** WRITTEN TASK **
Your task is to repeat all of the data exactly while excluding the pictures.

** SUPPLIED DATA **
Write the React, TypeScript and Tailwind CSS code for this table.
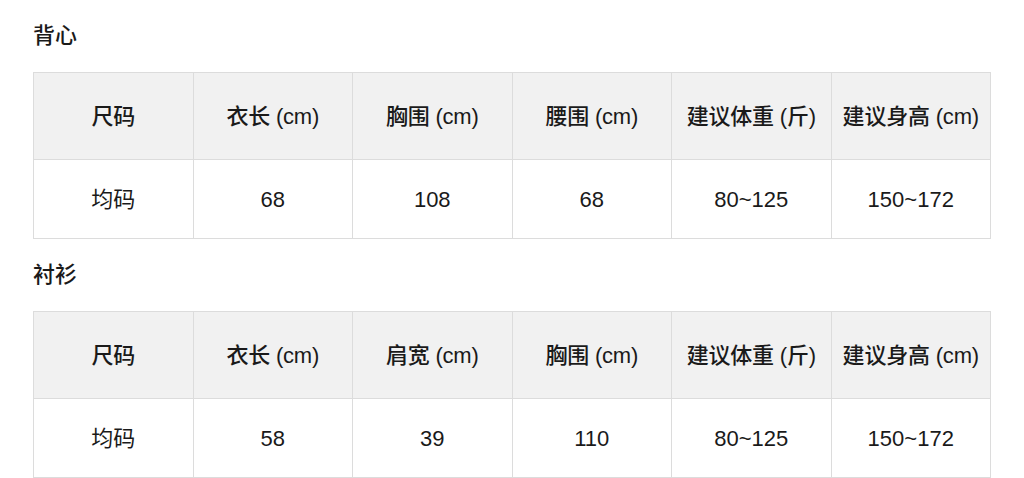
const font = { fontFamily: '"Liberation Sans", "Noto Sans CJK SC", sans-serif' };

const sections = [
  {
    title: '背心',
    header: ['尺码', '衣长 (cm)', '胸围 (cm)', '腰围 (cm)', '建议体重 (斤)', '建议身高 (cm)'],
    row: ['均码', '68', '108', '68', '80~125', '150~172'],
  },
  {
    title: '衬衫',
    header: ['尺码', '衣长 (cm)', '肩宽 (cm)', '胸围 (cm)', '建议体重 (斤)', '建议身高 (cm)'],
    row: ['均码', '58', '39', '110', '80~125', '150~172'],
  },
];

export default function App() {
  return (
    <main className="min-h-screen bg-white pl-[33px] pt-[22px] text-[#1a1a1a]" style={font}>
      {sections.map((s, i) => (
        <section key={s.title} className={i > 0 ? 'mt-[22px]' : ''}>
          <h2 className="text-[22px] leading-[28px] font-medium">{s.title}</h2>

          <table className="mt-[22px] w-[958px] table-fixed border-collapse text-[22px]">
            <thead>
              <tr className="h-[87px] bg-[#f1f1f1]">
                {s.header.map((h) => (
                  <th key={h} className="border border-[#dcdcdc] font-medium text-center whitespace-nowrap tracking-[-0.2px]">
                    {h}
                  </th>
                ))}
              </tr>
            </thead>
            <tbody>
              <tr className="h-[79px]">
                {s.row.map((c, j) => (
                  <td key={j} className="border border-[#dcdcdc] text-center">
                    {c}
                  </td>
                ))}
              </tr>
            </tbody>
          </table>
        </section>
      ))}
    </main>
  );
}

** COMPLETE OUTPUT **
Write the React, TypeScript and Tailwind CSS code for this table.
const font = { fontFamily: '"Liberation Sans", "Noto Sans CJK SC", sans-serif' };

const sections = [
  {
    title: '背心',
    header: ['尺码', '衣长 (cm)', '胸围 (cm)', '腰围 (cm)', '建议体重 (斤)', '建议身高 (cm)'],
    row: ['均码', '68', '108', '68', '80~125', '150~172'],
  },
  {
    title: '衬衫',
    header: ['尺码', '衣长 (cm)', '肩宽 (cm)', '胸围 (cm)', '建议体重 (斤)', '建议身高 (cm)'],
    row: ['均码', '58', '39', '110', '80~125', '150~172'],
  },
];

export default function App() {
  return (
    <main className="min-h-screen bg-white pl-[33px] pt-[22px] text-[#1a1a1a]" style={font}>
      {sections.map((s, i) => (
        <section key={s.title} className={i > 0 ? 'mt-[22px]' : ''}>
          <h2 className="text-[22px] leading-[28px] font-medium">{s.title}</h2>

          <table className="mt-[22px] w-[958px] table-fixed border-collapse text-[22px]">
            <thead>
              <tr className="h-[87px] bg-[#f1f1f1]">
                {s.header.map((h) => (
                  <th key={h} className="border border-[#dcdcdc] font-medium text-center whitespace-nowrap tracking-[-0.2px]">
                    {h}
                  </th>
                ))}
              </tr>
            </thead>
            <tbody>
              <tr className="h-[79px]">
                {s.row.map((c, j) => (
                  <td key={j} className="border border-[#dcdcdc] text-center">
                    {c}
                  </td>
                ))}
              </tr>
            </tbody>
          </table>
        </section>
      ))}
    </main>
  );
}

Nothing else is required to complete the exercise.